High Court decides the Goudappel appeal for workers compensation

The High Court today overturned the Court of Appeal decision in Goudappel.  In this bulletin, we discuss the decision and its ramifications.


Mr Goudappel sustained injury prior to 19 June 2012.  A general claim for compensation was lodged by him on 19 April 2010.  A formal claim for lump sum compensation pursuant to section 66 was made on 20 June 2012 for 6% WPI.  The respondent disputed the worker’s claim as the WPI assessment was not greater than 10%, as required by section 66(1) of the Workers Compensation Act 1987, (“the 1987 Act”) as amended.

The dispute was upheld by the President of the Workers Compensation Commission, on the basis the claim for impairment compensation was made after 19 June 2012 and did not reach the 11% WPI threshold.  That decision was overturned by the Court of Appeal who, in a unanimous decision, found the 2012 lump sum amendments did not apply to claims for compensation which were made before 19 June 2012, even if the lump sum claim was made on or after that date.  Effectively, the Court of Appeal found impairment claims for injuries suffered prior to 19 June 2012 were not affected by the 2012 amendments, as long as some form of claim had been made previously.

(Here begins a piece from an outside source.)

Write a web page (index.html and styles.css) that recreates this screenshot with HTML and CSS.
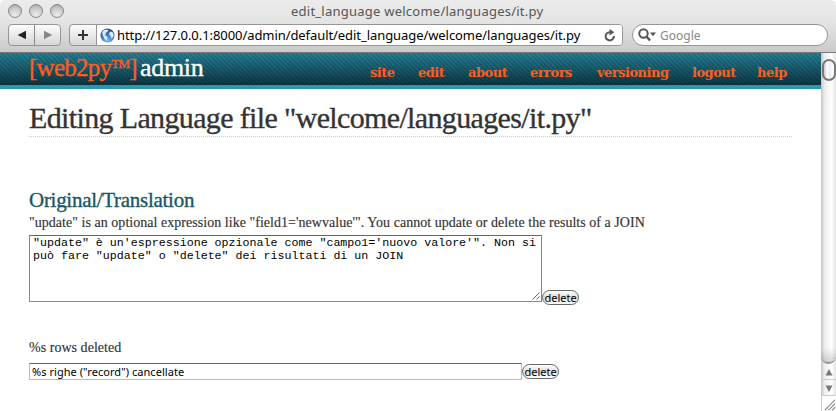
FILE: index.html
```html
<!DOCTYPE html>
<html lang="en">
<head>
<meta charset="utf-8">
<title>edit_language welcome/languages/it.py</title>
<link rel="stylesheet" href="styles.css">
</head>
<body>
<div class="window">
  <header class="chrome">
    <div class="titlebar">
      <div class="lights"><i></i><i></i><i></i></div>
      <span class="window-title">edit_language welcome/languages/it.py</span>
    </div>
    <div class="toolbar">
      <div class="nav-buttons">
        <span><svg width="10" height="10" viewBox="0 0 10 10"><path d="M9 .7v8.6L.7 5z" fill="#222"/></svg></span>
        <span><svg width="10" height="10" viewBox="0 0 10 10"><path d="M1 .7v8.6L9.3 5z" fill="#888"/></svg></span>
      </div>
      <div class="address">
        <span class="add"><svg width="12" height="12" viewBox="0 0 12 12"><path d="M6 1v10M1 6h10" stroke="#333" stroke-width="2"/></svg></span>
        <div class="url">
          <svg class="globe" width="15" height="15" viewBox="0 0 15 15"><defs><radialGradient id="g" cx=".5" cy=".85" r=".8"><stop offset="0" stop-color="#76c5f0"/><stop offset=".6" stop-color="#2d70bd"/><stop offset="1" stop-color="#234f8c"/></radialGradient></defs><circle cx="7.5" cy="7.5" r="7" fill="url(#g)"/><path d="M2 4.5 4 2l3-.6L8.500 2.500 7 4 5.500 5 6 6.500 4 6.800 6.500 8 7.500 10 6 13 4.500 10.500 3 8zM10 3.500l3 1 .8 3-2 3.500-1.300-3L9 6z" fill="#dcebf5"/></svg>
          <span class="url-text">http://127.0.0.1:8000/admin/default/edit_language/welcome/languages/it.py</span>
          <svg class="reload" width="12" height="13" viewBox="0 0 12 13"><path d="M9.800 6.800A4.100 4.100 0 1 1 5.800 3.200" fill="none" stroke="#555" stroke-width="2"/><path d="M5.500 0v6.400L10.300 3.200z" fill="#555"/></svg>
        </div>
      </div>
      <div class="search">
        <svg width="19" height="14" viewBox="0 0 19 14"><circle cx="5.500" cy="5.500" r="4.200" fill="none" stroke="#555" stroke-width="2"/><path d="M8.500 8.500 12 12.500" stroke="#555" stroke-width="2.400"/><path d="M12 4.500h6L15 8.200z" fill="#555"/></svg>
        <span>Google</span>
      </div>
    </div>
  </header>
  <div class="viewport">
    <div class="page">
      <div class="site-header">
        <div class="logo"><span class="brand">[web2py<sup>TM</sup>]</span><span class="admin">admin</span></div>
        <nav><a class="n1">site</a><a class="n2">edit</a><a class="n3">about</a><a class="n4">errors</a><a class="n5">versioning</a><a class="n6">logout</a><a class="n7">help</a></nav>
      </div>
      <main>
        <h1><span>Editing Language file "welcome/languages/it.py"</span></h1>
        <h2>Original/Translation</h2>
        <p class="source first">"update" is an optional expression like "field1='newvalue'". You cannot update or delete the results of a JOIN</p>
        <div class="entry">
          <div class="area">"update" è un'espressione opzionale come "campo1='nuovo valore'". Non si<br>può fare "update" o "delete" dei risultati di un JOIN<svg class="grip" width="8" height="8" viewBox="0 0 8 8"><path d="M.5 7.500l7-7M4.500 7.500l3-3" stroke="#555" stroke-width=".9"/></svg></div>
          <button class="low">delete</button>
        </div>
        <p class="source second">%s rows deleted</p>
        <div class="entry">
          <div class="field">%s righe ("record") cancellate</div>
          <button>delete</button>
        </div>
      </main>
    </div>
    <aside class="scrollbar">
      <div class="track"><div class="thumb"></div><div class="lane"></div></div>
      <div class="arrow"><svg width="8" height="7" viewBox="0 0 8 7"><path d="M4 0l3.500 6.500h-7z" fill="#777"/></svg></div>
      <div class="arrow"><svg width="8" height="7" viewBox="0 0 8 7"><path d="M4 7L.5.5h7z" fill="#777"/></svg></div>
      <div class="corner"><svg width="15" height="14" viewBox="0 0 15 14"><path d="M3 13.500l11-11M7 13.500l7-7M11 13.500l3-3" stroke="#888" stroke-width="1.200"/></svg></div>
    </aside>
  </div>
</div>
</body>
</html>
```
FILE: styles.css
```css
* { box-sizing: border-box; }
body { margin: 0; background: #fff; font-family: "Liberation Serif", serif; }
.window { width: 836px; height: 411px; overflow: hidden; display: flex; flex-direction: column; }
.chrome { height: 53px; background: linear-gradient(#ececec, #e3e3e3 24px, #cacaca); border-bottom: 1px solid #777; border-radius: 5px 5px 0 0; font-family: "Noto Sans", sans-serif; }
.titlebar { height: 24px; display: flex; align-items: center; }
.lights { display: flex; gap: 7px; padding-left: 8px; width: 291px; margin-top: -2px; }
.lights i { width: 14px; height: 14px; border-radius: 50%; border: 1px solid #888; background: radial-gradient(circle at 50% 85%, #eee, #c5c5c5 65%, #999); }
.window-title { font-size: 13px; color: #555; letter-spacing: .24px; white-space: nowrap; margin-top: -2px; }
.toolbar { display: flex; padding-left: 8px; }
.nav-buttons, .address { display: flex; height: 22px; border: 1px solid #969696; border-radius: 4px; background: linear-gradient(#fdfdfd, #d6d6d6); }
.nav-buttons { width: 53px; }
.nav-buttons span { flex: 1; display: flex; align-items: center; justify-content: center; }
.nav-buttons span + span { border-left: 1px solid #888; }
.address { width: 554px; margin-left: 8px; }
.add { width: 27px; display: flex; align-items: center; justify-content: center; border-right: 1px solid #969696; }
.url { flex: 1; display: flex; align-items: center; background: #fff; border-radius: 0 3px 3px 0; padding: 0 6px 0 3px; }
.url-text { flex: 1; margin-left: 2px; font-size: 13px; color: #000; white-space: nowrap; letter-spacing: -.07px; }
.search { display: flex; align-items: center; width: 196px; height: 22px; margin-left: 9px; padding-left: 5px; border: 1px solid #969696; border-radius: 11px; background: #fff; color: #888; font-size: 12px; gap: 3px; }
.viewport { flex: 1; display: flex; min-height: 0; }
.page { width: 821px; }
.site-header { height: 36px; display: flex; align-items: flex-start; background: repeating-linear-gradient(45deg, rgba(0,0,0,.14) 0 1.500px, transparent 1.500px 3.300px), linear-gradient(#258096, #0c3440 32px); background-clip: padding-box; border-bottom: 4px solid #2798ae; padding-left: 29px; }
.logo { display: flex; width: 341px; font-size: 25px; line-height: 30px; white-space: nowrap; }
.brand { color: #ff5c1f; letter-spacing: -.75px; width: 111px; -webkit-text-stroke: .35px; }
.brand sup { font-size: 13px; line-height: 0; vertical-align: 8px; }
.admin { color: #fff; font-size: 26px; letter-spacing: -.3px; -webkit-text-stroke: .35px; }
nav { display: flex; color: #ff5c1f; font: bold 13px/40px "DejaVu Serif", serif; letter-spacing: -.5px; }
nav a { white-space: nowrap; height: 32px; }
.n1 { width: 48px; } .n2 { width: 50px; } .n3 { width: 62px; } .n4 { width: 67px; }
.n5 { width: 95px; } .n6 { width: 65px; }
main { padding: 0 29px; color: #333; }
h1 { margin: 12px 0 0; height: 36px; border-bottom: 1px dotted #ccc; font-weight: 400; font-size: 30px; line-height: 34px; letter-spacing: -.64px; white-space: nowrap; -webkit-text-stroke: .35px; }
h2 { margin: 51px 0 0; height: 26px; color: #185766; font-weight: 400; font-size: 21px; line-height: 25px; letter-spacing: -.28px; -webkit-text-stroke: .35px; }
p { margin: 0; }
.source { font-size: 14px; line-height: 18px; white-space: nowrap; letter-spacing: .035px; -webkit-text-stroke: .15px; }
.first { height: 21px; }
.second { margin-top: 37px; height: 24px; }
.entry { display: flex; align-items: flex-end; height: 67px; }
.second + .entry { height: 17px; }
.area { position: relative; width: 513px; height: 67px; border: 1px solid #888; border-top-color: #666; padding: 0 3px; color: #000; font: 11.650px/13px "Liberation Mono", monospace; white-space: nowrap; }
.grip { position: absolute; right: 1px; bottom: 1px; }
.field { width: 493px; height: 17px; border: 1px solid #bbb; border-top: 1px solid #666; color: #000; padding-left: 2px; font: 11px/16px "Noto Sans", sans-serif; letter-spacing: .05px; }
button { width: 37px; height: 15px; margin: 0 0 1px; padding: 0; border: 1px solid #666; border-radius: 8px; background: linear-gradient(#fff, #ddd 50%, #fff); color: #000; font: 11px/12px "Noto Sans", sans-serif; }
.low { margin-bottom: -3px; }
.scrollbar { width: 15px; display: flex; flex-direction: column; background: linear-gradient(90deg, #c4c4c4, #eee 25%, #fff 70%, #e4e4e4); }
.track { height: 311px; padding-top: 6px; display: flex; flex-direction: column; border-bottom: 2px solid #999; border-radius: 0 0 8px 8px; background: linear-gradient(transparent 295px, rgba(0,0,0,.16)); }
.thumb { height: 22px; margin-left: 1px; border: 2px solid #777; border-radius: 7px; background: linear-gradient(90deg, #ccc, #fff 35%, #eee 50%, #fff); }
.lane { flex: 1; }
.arrow { height: 16px; display: flex; align-items: center; justify-content: center; border-bottom: 1px solid #ccc; }
.arrow svg { position: relative; top: 1px; }
.corner { flex: 1; display: flex; align-items: flex-end; background: #fff; border-left: 1px solid #ccc; }
```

The respondent appealed the decision to the High Court seeking to overturn the Court of Appeal decision.  Primarily, the High Court looked at the correct approach to the construction of provisions in the 1987 Act authorising the making of regulations that have a transitional operation and which themselves amend the operation of the 1987 Act. 

The High Court decision

The High Court found clause 5(4) of Pt 19H of Schedule 6 enabled the making of clause 11 of Schedule 8 of the regulations which ultimately resulted in claims for lump sum compensation not specifically made prior to 19 June 2012 being invalid, if they did not result in a finding of over 10% WPI.  The regulation was declared valid by the High Court, thereby extinguishing Mr Goudappel’s entitlement to impairment compensation.

What does this mean?

  • The 11% threshold affects any impairment claim made on or after 19 June 2012;
  • Claims for section 67 compensation not made prior to 19 June 2012 are now invalid.

Issues still to be determined or clarified

Despite the High Court decision, there are still some potentially unresolved issues, namely:

  • Whether the 2012 amendments apply to Table of Disabilities claims (injuries prior to 1 January 2002);
  • Whether further (top up) claims are prevented by reason of section 66(1A);
  • The status of impairment claims, in particular section 67 entitlements, currently under negotiation, but not agreed.

We expect WorkCover will shortly issue directives surrounding these issues.

In practice

Looking ahead, we anticipate workers’ lawyers will delay the making of impairment claims until such time as they have obtained evidence of at least 11% WPI.  This is likely to result in the making of claims which incorporate assessments for other, but related, impairments such as gastrointestinal impairment (through the ingestion of medicine) or altered gait (linked to back impairment). 

Today’s decision will have the immediate effect of reducing the number of small claims for impairment compensation.